Adiabatic engines studied in the 1980s, such as ceramic coated engines, caused constantly high temperature on combustion wall surface during the whole cycle including the intake stroke, even if it employed ceramic thermal barrier coating methods. This resulted in increase in NOx and Soot, decrease in volumetric efficiency and combustion efficiency, and facilitated the occurrence of engine knock.
On the other hand, “Temperature Swing” coat on the combustion chamber walls leads to a large change in surface temperature. In this case, the surface temperature with this insulation coat follows the transient gas temperature, which decreases heat loss with the prevention of intake air heating, and also which is expected to prevent NOx and Soot from increasing. In our calculations, the increase of the surface temperature fluctuation, “Temperature Swing” results from the coat of lower heat conductivity and lower heat capacity. Particularly in Gasoline engines, the coat with the appropriate thickness can reduce the heat flux from the wall to the working gas during intake stroke and can avoid engine knock.

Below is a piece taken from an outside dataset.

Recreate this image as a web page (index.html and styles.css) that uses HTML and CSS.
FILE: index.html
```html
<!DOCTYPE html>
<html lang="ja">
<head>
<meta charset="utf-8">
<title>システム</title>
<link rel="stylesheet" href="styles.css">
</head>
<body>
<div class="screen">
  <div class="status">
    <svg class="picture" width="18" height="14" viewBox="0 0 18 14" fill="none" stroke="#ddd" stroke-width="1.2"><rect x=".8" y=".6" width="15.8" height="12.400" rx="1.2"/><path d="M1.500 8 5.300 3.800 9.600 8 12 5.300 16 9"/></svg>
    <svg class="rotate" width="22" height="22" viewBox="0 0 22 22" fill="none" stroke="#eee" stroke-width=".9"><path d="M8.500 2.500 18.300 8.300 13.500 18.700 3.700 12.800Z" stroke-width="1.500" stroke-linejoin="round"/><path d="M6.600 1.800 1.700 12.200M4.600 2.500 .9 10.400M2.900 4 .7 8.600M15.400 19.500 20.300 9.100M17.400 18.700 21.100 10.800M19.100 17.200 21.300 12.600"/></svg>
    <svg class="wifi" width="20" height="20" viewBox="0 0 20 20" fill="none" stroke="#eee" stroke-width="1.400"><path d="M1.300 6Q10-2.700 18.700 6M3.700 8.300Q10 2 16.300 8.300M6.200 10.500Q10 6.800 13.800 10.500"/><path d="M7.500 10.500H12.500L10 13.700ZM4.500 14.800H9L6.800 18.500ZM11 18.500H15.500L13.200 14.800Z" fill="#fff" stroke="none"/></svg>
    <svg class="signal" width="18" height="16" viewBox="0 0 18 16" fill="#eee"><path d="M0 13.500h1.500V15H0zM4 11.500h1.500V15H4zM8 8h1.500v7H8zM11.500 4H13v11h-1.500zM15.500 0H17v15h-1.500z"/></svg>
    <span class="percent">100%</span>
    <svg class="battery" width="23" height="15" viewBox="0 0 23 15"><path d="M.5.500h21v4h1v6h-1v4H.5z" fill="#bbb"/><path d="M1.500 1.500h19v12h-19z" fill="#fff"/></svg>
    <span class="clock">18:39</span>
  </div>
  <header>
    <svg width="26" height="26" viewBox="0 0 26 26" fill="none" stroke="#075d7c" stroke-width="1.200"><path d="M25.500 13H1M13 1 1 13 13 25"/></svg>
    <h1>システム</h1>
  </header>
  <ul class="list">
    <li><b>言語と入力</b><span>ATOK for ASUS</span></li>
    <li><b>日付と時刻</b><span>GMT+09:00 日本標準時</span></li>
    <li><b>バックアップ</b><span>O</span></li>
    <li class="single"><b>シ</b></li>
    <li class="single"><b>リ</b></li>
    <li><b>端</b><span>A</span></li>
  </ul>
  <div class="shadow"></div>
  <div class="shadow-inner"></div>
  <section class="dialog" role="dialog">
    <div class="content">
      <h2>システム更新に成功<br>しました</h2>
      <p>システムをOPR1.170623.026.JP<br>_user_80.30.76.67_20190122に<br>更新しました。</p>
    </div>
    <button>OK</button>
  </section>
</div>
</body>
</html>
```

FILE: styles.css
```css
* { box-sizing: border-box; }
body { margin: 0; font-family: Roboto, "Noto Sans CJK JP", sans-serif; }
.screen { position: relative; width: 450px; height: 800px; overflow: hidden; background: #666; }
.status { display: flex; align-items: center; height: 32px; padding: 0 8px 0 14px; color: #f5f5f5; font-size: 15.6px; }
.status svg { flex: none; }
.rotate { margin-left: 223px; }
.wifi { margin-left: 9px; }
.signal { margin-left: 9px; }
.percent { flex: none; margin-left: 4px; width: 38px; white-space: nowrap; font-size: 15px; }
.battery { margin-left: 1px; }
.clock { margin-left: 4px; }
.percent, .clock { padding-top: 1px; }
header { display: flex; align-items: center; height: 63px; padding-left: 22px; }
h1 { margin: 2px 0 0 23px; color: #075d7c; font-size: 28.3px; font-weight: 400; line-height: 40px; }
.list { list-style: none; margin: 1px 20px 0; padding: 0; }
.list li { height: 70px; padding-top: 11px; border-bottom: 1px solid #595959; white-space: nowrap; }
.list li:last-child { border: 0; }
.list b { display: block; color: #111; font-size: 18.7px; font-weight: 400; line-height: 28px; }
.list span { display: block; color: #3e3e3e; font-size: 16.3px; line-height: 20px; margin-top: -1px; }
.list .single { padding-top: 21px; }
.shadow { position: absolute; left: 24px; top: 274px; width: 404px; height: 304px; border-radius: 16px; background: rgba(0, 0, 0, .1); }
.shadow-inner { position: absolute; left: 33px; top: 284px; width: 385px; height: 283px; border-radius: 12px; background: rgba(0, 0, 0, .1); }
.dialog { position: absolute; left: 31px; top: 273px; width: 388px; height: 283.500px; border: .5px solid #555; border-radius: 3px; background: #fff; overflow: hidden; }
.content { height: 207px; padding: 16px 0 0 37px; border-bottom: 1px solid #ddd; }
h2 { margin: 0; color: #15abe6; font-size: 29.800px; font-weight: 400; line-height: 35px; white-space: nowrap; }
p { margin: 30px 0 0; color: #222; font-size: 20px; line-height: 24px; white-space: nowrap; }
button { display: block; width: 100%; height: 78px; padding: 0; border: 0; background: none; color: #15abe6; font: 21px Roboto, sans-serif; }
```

Based on our calculations, it is clarified that both the prevention of intake air heating and the low heat rejection were successfully possible with the material of appropriate thermo-physical properties.
In addition to the calculations, a preliminary test-piece experiment was executed. It was demonstrated that the surface temperature of a porous coat, that is a candidate of “Temperature Swing” coat, immediately follows the transient gas temperature, and also the proposed insulation coat can exactly reduce the heat flux in the single-cylinder engine.